Nur ein Stein zum Schutz
Kleidung steht für Schutz. Jakob war schutzlos. Er hatte kein Haus, in das er abends zurückkehren konnte. Im Gegenteil: Wir lesen, dass Jakob nachts unter freiem Himmel schlief und einen Stein als Kopfkissen nutzte. Keine allzu gemütliche Vorstellung.
Ganz im Gegenteil. Ein kalter, harter Stein – wir können Jakob dafür bewundern, dass er so überhaupt Schlaf finden konnte. Der berühmte mittelalterliche Tora-Kommentar von Raschi begründet den Stein damit, dass Jakob sich vor wilden Tieren fürchtete. In der Wildnis, schutzlos den Tieren ausgeliefert, ein Stein zur Verteidigung im Notfall: Das führt uns Jakobs Situation vor Augen.
Jakob wünscht sich, wohlbehalten in das Haus seines Vaters zurückzukehren, in seine Heimat. Das mag ein frommer Wunsch gewesen sein, schließlich war Jakob doch gerade erst von dort geflohen. Dennoch hofft Jakob, dass seine Flucht keine dauerhafte, sondern nur eine vorübergehende ist.
Zweifelte Jakob also wirklich an Gott? Ich denke nicht.
Wir kennen es bestimmt selbst: In einer Notlage werden häufig Versprechungen gemacht, die sich etwa so anhören können: "Wenn ich diese Situation überstehe, dann werde ich viel Gutes tun." Wir nehmen uns bestimmte Dinge vor, die wir jedoch nur dann erfüllen können, wenn wir diese Situation überstehen.
So ist es auch bei Jakob: Um Gott zu dienen, braucht er Brot, Kleidung und ein Haus.
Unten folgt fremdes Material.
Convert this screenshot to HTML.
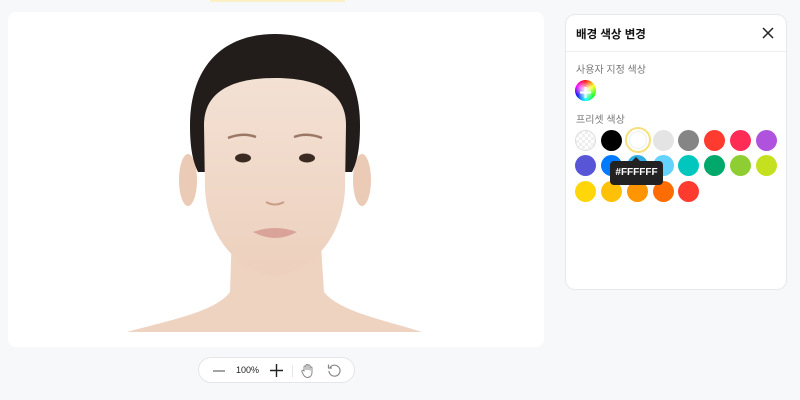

Es ist daher nur ehrlich und konsequent, dass Jakob sein Gelübde in dieser Reihenfolge spricht.
Ich wünsche Ihnen einen erholsamen Schabbat – Schabbat Schalom!
Zur Person: Alexander Nachama
Geboren 1983 in Frankfurt am Main. 2005 erhielt er von Rabbiner Zalman Schachter-Shalomi, dem Gründer der Rabbiner- und Kantorenschule "Aleph", eine Urkunde als Kantor. 2008 erhielt er einen Bachelor in Judaistik (Freie Universität Berlin), 2013 einen Master (Universität Potsdam).
Ab 2007 absolvierte er eine Ausbildung am Abraham Geiger Kolleg mit Studienaufenthalten in Israel, die er 2013 mit der Ordination zum Rabbiner abschloss. 1998 - 2011 amtierte Alexander Nachama zunächst als ehrenamtlicher Vorbeter, später als Kantor in der Jüdischen Gemeinde zu Berlin.
In den Jahren 2012 - 2018 war er Gemeinderabbiner der Jüdischen Gemeinde zu Dresden, bis August 2023 Landesrabbiner der Jüdischen Landesgemeinde Thüringen. Inzwischen ist Alexander Nachama der zuständige Militärrabbiner für Berlin und Brandenburg.
Schabbat Schalom bei MDR KULTUR
Die Sendung bezieht sich auf die jüdische Tradition, die fünf Bücher Moses im Gottesdienst der Synagoge innerhalb eines Jahres einmal vollständig vorzulesen. Dabei wird die Thora in Wochenabschnitte unterteilt. Zugleich ist es häufige Praxis, die jeweiligen Wochenabschnitte auszulegen.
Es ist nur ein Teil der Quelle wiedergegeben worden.